Entertainment

The Golden Globes Put Women In Film Last

by Rachel Simon

Another year, another awards season. 2015 saw the release of an incredible amount of high-quality films, from Spotlight to Room to Mad Max: Fury Road, and Sunday saw the start of major awards being bestowed upon them. The 2016 Golden Globes honored some of last year's very best films, and while it would've been nice to see snubbed works like Creed, Brooklyn, and Straight Outta Compton in the mix, it's hard to complain when so many great movies were nominated in major ways. Especially when so many of Sunday night's honorees were female-driven films, such as Carol, Room, and Mad Max: Fury Road. Yet despite six of the 10 Best Picture nominees (or even seven, if you count the ensemble drama Spotlight) having female-leads, only male-led films won, and the one takeaway from the Golden Globe movie winners ends up being that female-led movies once again failed to garner the attention they deserve.
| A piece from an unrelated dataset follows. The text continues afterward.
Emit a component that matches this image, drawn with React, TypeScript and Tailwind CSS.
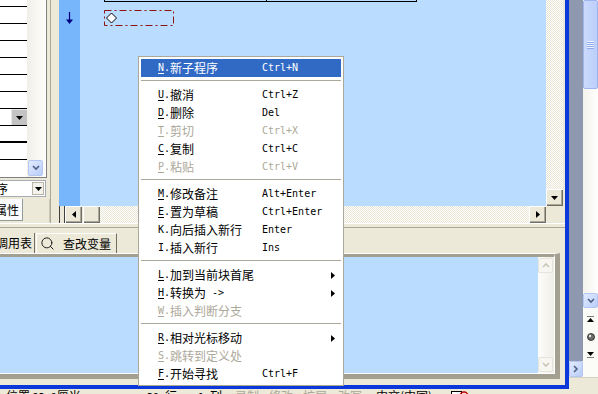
import React from 'react';
import { Search } from 'lucide-react';

const LAT = "font-['DejaVu_Sans_Mono',monospace] text-[10px] leading-[12px]";
const ZH = "font-['Noto_Sans_CJK_SC',sans-serif] text-[12px] leading-[12px]";
const BTN = 'bg-[#ece9d8] shadow-[inset_1px_1px_#fff,inset_-1px_-1px_#716f64,inset_-2px_-2px_#aca899]';
const HATCH = 'bg-[repeating-conic-gradient(#ffffff_0_25%,#e9e6d6_0_50%)] bg-[length:2px_2px]';
const XPBTN = 'rounded-[2px] border border-[#b4c7f3] bg-gradient-to-br from-[#e3ebfe] to-[#b9cdfa] flex items-center justify-center';
const OFFBTN = 'rounded-[2px] border border-[#e6e4da] bg-[#f7f6f1] flex items-center justify-center';

type Item =
  | 'sep'
  | { k: string; u?: boolean; zh: string; tail?: string; sc?: string; sub?: boolean; off?: boolean; on?: boolean };

const MENU: Item[] = [
  { k: 'N', u: true, zh: '新子程序', sc: 'Ctrl+N', on: true },
  'sep',
  { k: 'U', u: true, zh: '撤消', sc: 'Ctrl+Z' },
  { k: 'D', u: true, zh: '删除', sc: 'Del' },
  { k: 'T', u: true, zh: '剪切', sc: 'Ctrl+X', off: true },
  { k: 'C', u: true, zh: '复制', sc: 'Ctrl+C' },
  { k: 'P', u: true, zh: '粘贴', sc: 'Ctrl+V', off: true },
  'sep',
  { k: 'M', u: true, zh: '修改备注', sc: 'Alt+Enter' },
  { k: 'E', u: true, zh: '置为草稿', sc: 'Ctrl+Enter' },
  { k: 'K', zh: '向后插入新行', sc: 'Enter' },
  { k: 'I', zh: '插入新行', sc: 'Ins' },
  'sep',
  { k: 'L', u: true, zh: '加到当前块首尾', sub: true },
  { k: 'H', u: true, zh: '转换为', tail: ' ->', sub: true },
  { k: 'W', u: true, zh: '插入判断分支', off: true },
  'sep',
  { k: 'R', u: true, zh: '相对光标移动', sub: true },
  { k: 'S', u: true, zh: '跳转到定义处', off: true },
  { k: 'F', u: true, zh: '开始寻找', sc: 'Ctrl+F' },
];

function Tri({ dir = 'down', c = '#000' }: { dir?: 'down' | 'left' | 'right'; c?: string }) {
  if (dir === 'left') return <svg width="4" height="7" viewBox="0 0 4 7"><path d="M4 0L0 3.5L4 7z" fill={c} /></svg>;
  if (dir === 'right') return <svg width="4" height="7" viewBox="0 0 4 7"><path d="M0 0L4 3.5L0 7z" fill={c} /></svg>;
  return <svg width="7" height="4" viewBox="0 0 7 4"><path d="M0 0h7L3.5 4z" fill={c} /></svg>;
}

function Chev({ dir = 'down', c = '#4d6185' }: { dir?: 'down' | 'up' | 'right'; c?: string }) {
  const d = dir === 'up' ? 'M1 5l3-3 3 3' : dir === 'right' ? 'M2 1l3 3-3 3' : 'M1 2l3 3 3-3';
  return (
    <svg width="8" height="8" viewBox="0 0 8 8">
      <path d={d} stroke={c} strokeWidth="1.6" fill="none" />
    </svg>
  );
}

function Menu() {
  return (
    <div className="absolute left-[138px] top-[56px] w-[206px] bg-white border border-[#aca899] p-[2px]">
      {MENU.map((it, i) =>
        it === 'sep' ? (
          <div key={i} className="h-[9px] pt-[3px]">
            <div className="h-px bg-[#aca899]" />
          </div>
        ) : (
          <div
            key={i}
            className={`flex items-center h-[18px] pl-[17px] pr-[6px] ${
              it.on ? 'bg-[#316ac5] text-white' : it.off ? 'text-[#aca899]' : 'text-black'
            }`}
          >
            <div className="w-[104px] flex items-center whitespace-nowrap">
              <span className={LAT}>
                <span className={it.u ? 'underline underline-offset-[2px]' : ''}>{it.k}</span>.
              </span>
              <span className={ZH}>{it.zh}</span>
              {it.tail && <span className={`${LAT} whitespace-pre`}>{it.tail}</span>}
            </div>
            {it.sc && <span className={LAT}>{it.sc}</span>}
            {it.sub && (
              <svg className="ml-auto" width="4" height="7" viewBox="0 0 4 7">
                <path d="M0 0L4 3.5L0 7z" fill="currentColor" />
              </svg>
            )}
          </div>
        )
      )}
    </div>
  );
}

function LeftPanel() {
  return (
    <div className="w-[50px] flex flex-col">
      <div className="w-[47px] h-[178px] flex border-r border-b border-[#808080]">
        <div className="w-[27px] bg-white overflow-hidden">
          <div className="-mt-[10px]">
            {Array.from({ length: 10 }).map((_, i) => (
              <div key={i} className={`h-[17px] flex border-black ${i === 8 ? 'border-b-2' : 'border-b'}`}>
                {i === 7 && (
                  <div className="ml-auto w-[16px] h-full bg-[#c3c3c3] border-t border-l border-[#e8e8e8] flex items-center justify-center">
                    <Tri />
                  </div>
                )}
              </div>
            ))}
          </div>
        </div>
        <div className="w-[19px] bg-gradient-to-r from-[#f1efe8] to-[#fdfdfb] flex flex-col justify-end pl-[1px] pb-[1px]">
          <div className={`w-[15px] h-[16px] ${XPBTN}`}>
            <Chev />
          </div>
        </div>
      </div>
      <div className="mt-[2px] w-[46px] h-[17px] bg-white border-t border-r border-b border-[#a5acb5] flex items-center overflow-hidden">
        <span className={`${ZH} -ml-[16px] whitespace-nowrap`}>程序</span>
        <div className="ml-auto mr-[1px] w-[12px] h-[13px] bg-[#f3f2ec] border border-[#b8b5a6] flex items-center justify-center">
          <Tri />
        </div>
      </div>
      <div className="mt-[2px] h-[23px] flex border-r border-[#c9c6b7]">
        <div className="w-[23px] h-[22px] bg-[#fcfcfe] border-r border-b border-[#919b9c] flex items-center overflow-hidden">
          <span className={`${ZH} -ml-[5px] whitespace-nowrap`}>属性</span>
        </div>
      </div>
    </div>
  );
}

function Editor() {
  return (
    <div className="w-[504px] flex flex-col">
      <div className="flex h-[206px]">
        <div className="w-[21px] bg-[#77b6fa] pl-[6px] pt-[12px]">
          <svg width="9" height="13" viewBox="0 0 9 13">
            <path d="M4.5 0v9" stroke="#00007f" strokeWidth="1.2" />
            <path d="M1 7.5h7L4.5 12z" fill="#00007f" />
          </svg>
        </div>
        <div className="w-[466px] bg-[#b9dcff]">
          <div className="ml-[24px] w-[313px] h-[2px] border-l border-r border-b border-black flex">
            <div className="w-[162px] h-full border-r border-black" />
          </div>
          <div className="mt-[8px] ml-[24px] w-[70px] h-[16px]">
            <svg width="70" height="16" viewBox="0 0 70 16">
              <rect x="0.5" y="0.5" width="69" height="15" fill="none" stroke="#8e1414" strokeDasharray="7 3 2 3" />
              <path d="M7.5 3L12.5 8L7.5 13L2.5 8z" fill="#fff" stroke="#000" />
            </svg>
          </div>
        </div>
        <div className={`w-[17px] flex flex-col justify-end ${HATCH}`}>
          <div className={`h-[17px] ${BTN} flex items-center justify-center`}>
            <Tri />
          </div>
        </div>
      </div>
      <div className="flex h-[17px]">
        <div className="w-[6px] bg-[#ece9d8] border-l border-r border-[#404040]" />
        <div className={`w-[17px] ${BTN} flex items-center justify-center`}>
          <Tri dir="left" />
        </div>
        <div className={`w-[17px] ml-[1px] ${BTN}`} />
        <div className={`flex-1 ${HATCH}`} />
        <div className={`w-[17px] ${BTN} flex items-center justify-center`}>
          <Tri dir="right" />
        </div>
        <div className="w-[17px] bg-[#ece9d8]" />
      </div>
    </div>
  );
}

function LowerPanel() {
  return (
    <div className="h-[132px]">
      <div className="w-[560px] h-[126px] border-t border-white border-r-[5px] border-b-[5px] border-r-[#a3a091] border-b-[#a3a091]">
        <div className="h-full flex border-t-[3px] border-t-[#a3a091] border-r border-b border-r-white border-b-white">
          <div className="w-[538px] bg-[#b9dcff]" />
          <div className="w-[16px] bg-gradient-to-r from-[#fdfdfc] to-[#efeee7] flex flex-col justify-between py-[1px]">
            <div className={`w-[15px] h-[15px] ${OFFBTN}`}>
              <Chev dir="up" c="#cac7b8" />
            </div>
            <div className={`w-[15px] h-[15px] ${OFFBTN}`}>
              <Chev c="#cac7b8" />
            </div>
          </div>
        </div>
      </div>
    </div>
  );
}

function RightColumn() {
  return (
    <div className="w-[29px] h-[389px] flex">
      <div className="w-[14px] flex flex-col">
        <div className="h-[361px] bg-[#8e99b0]" />
        <div className={`h-[16px] ${XPBTN}`}>
          <Chev dir="right" />
        </div>
        <div className="flex-1 bg-[#ece9d8] border-t border-[#d6d3c4]" />
      </div>
      <div className="w-[15px] flex flex-col bg-[#fafaf7]">
        <div className="h-[89px] rounded-[2px] border border-[#9db4ec] bg-gradient-to-r from-[#cbdafc] to-[#bccffa] flex flex-col items-center justify-center gap-[1px]">
          {[0, 1, 2, 3].map((i) => (
            <div key={i} className="w-[7px] h-px bg-[#eef3ff] shadow-[0_1px_#8faaec]" />
          ))}
        </div>
        <div className="h-[204px] bg-gradient-to-r from-[#f3f2ec] to-[#fefefe]" />
        <div className={`h-[15px] ${XPBTN}`}>
          <Chev />
        </div>
        <div className="h-[53px] flex flex-col items-center pt-[8px] gap-[10px]">
          <svg width="7" height="7" viewBox="0 0 7 7">
            <path d="M0 0h7" stroke="#000" />
            <path d="M3.5 2L7 6H0z" fill="#000" />
          </svg>
          <svg width="8" height="8" viewBox="0 0 8 8">
            <circle cx="4" cy="4" r="3.5" fill="#6d6d6d" stroke="#222" strokeWidth="0.8" />
            <circle cx="3" cy="3" r="1.2" fill="#e8e8e8" />
          </svg>
          <svg width="7" height="7" viewBox="0 0 7 7">
            <path d="M0 7h7" stroke="#000" />
            <path d="M0 1h7L3.5 5z" fill="#000" />
          </svg>
        </div>
        <div className="h-[16px] bg-[#fbfbf8]" />
        <div className="flex-1 bg-[#ece9d8] border-t border-[#d6d3c4]" />
      </div>
    </div>
  );
}

function StatusBar() {
  const g = 'text-[#aca899]';
  return (
    <div className={`h-[20px] bg-[#ece9d8] relative flex items-start pt-[1px] ${ZH}`}>
      <span className="ml-[6px] w-[141px] whitespace-nowrap">
        位置 <span className={LAT}>23.9</span>厘米
      </span>
      <span className="w-[51px] whitespace-nowrap">
        <span className={LAT}>39 </span>行
      </span>
      <span className="w-[37px] whitespace-nowrap">
        <span className={LAT}>1 </span>列
      </span>
      <span className={`w-[34px] ${g}`}>录制</span>
      <span className={`w-[34px] ${g}`}>修改</span>
      <span className={`w-[35px] ${g}`}>扩展</span>
      <span className={`w-[38px] ${g}`}>改写</span>
      <span className="w-[74px] whitespace-nowrap">中文(中国)</span>
      <svg width="20" height="12" viewBox="0 0 20 12">
        <rect x="1.5" y="1.5" width="10" height="9" fill="#fff" stroke="#000" />
        <circle cx="14" cy="6" r="4" fill="none" stroke="#c00000" strokeWidth="1.5" />
      </svg>
    </div>
  );
}

export default function App() {
  return (
    <div className="w-[598px] h-[394px] overflow-hidden relative bg-[#ece9d8] text-black">
      <div className="flex h-[389px]">
        <div className="w-[569px] h-[389px] border-r-4 border-b-4 border-[#0b38da] flex flex-col">
          <div className="flex h-[223px]">
            <LeftPanel />
            <div className="w-[9px] border-l border-[#aca899]" />
            <Editor />
            <div className="w-[2px]" />
          </div>
          <div className="h-[30px] flex items-end shadow-[inset_0_1px_#fff,inset_0_4px_#ece9d8,inset_0_5px_#aca899]">
            <div className="w-[35px] h-[20px] border-r border-[#716f64] flex items-center overflow-hidden">
              <span className={`${ZH} -ml-[4px] whitespace-nowrap`}>调用表</span>
            </div>
            <div className="ml-[1px] w-[81px] h-[20px] border-l border-t border-white border-r border-r-[#716f64] flex items-center pl-[3px] gap-[8px]">
              <Search size={15} strokeWidth={1.6} color="#222" />
              <span className={ZH}>查改变量</span>
            </div>
          </div>
          <LowerPanel />
        </div>
        <RightColumn />
      </div>
      <StatusBar />
      <Menu />
    </div>
  );
}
It's incredibly disappointing, as so many great female-led films were in contention this year. Some movies starring women did manage to nab Globes — Inside Out, a film about the mind of a preteen girl, won Best Animated Feature — but the winners for the most significant Best Picture categories ended up being The Martian, a movie primarily focused on one man, and The Revenant, an ensemble film featuring an entirely male cast. 2015 was, without question, a great year for women in film, and Sunday's Golden Globe winners could've emphasized this. Instead, they reinforced the idea that female-led movies are considered anomalies in the film industry, and not worthy of attention.

The fact that it happened at the Globes is even more infuriating. Thanks to the fact that it gets to honor both film and television, the Globes, theoretically, has the best chance of any awards show of being inclusive when it comes to gender equality. And while the 2016 show may have had its moments, with women like Kate Winslet and Taraji P. Henson giving quality acceptance speeches that touched upon feminist issues, both the TV and movie winners — but especially the movie ones — only reinforced Hollywood's love of male-centric works.

FREDERIC J BROWN/AFP/Getty Images

Yet the Golden Globes are only the beginning of awards season, and hopefully, the SAGs and Oscars won't follow its footsteps. More crucially, though, it's imperative that the female-led films' lack of awards recognition at Sunday's show doesn't cause studios to stop producing more. In order for these movies to truly be embraced by Hollywood, critics can't be the only ones acknowledging their success. Studios have to greenlight these movies more frequently, and audiences have to support them in theaters; otherwise, you can expect the plethora of female-led films that took over 2015 to be a one-time thing, and for more shows to be like the Globes in acknowledging solely male-led films.

Not all hope is lost, though. It does say a lot that so many female-led films were nominated for awards, even if they didn't win; in 2015, not one of the eight Best Picture Oscar nominees were female-led stories, and only one of the ten Golden Globe nominees truly starred a woman (Into the Woods). The 2016 nominees signaled major progress, even if it would've been far more satisfying to see some of these films actually win the awards they were nominated for.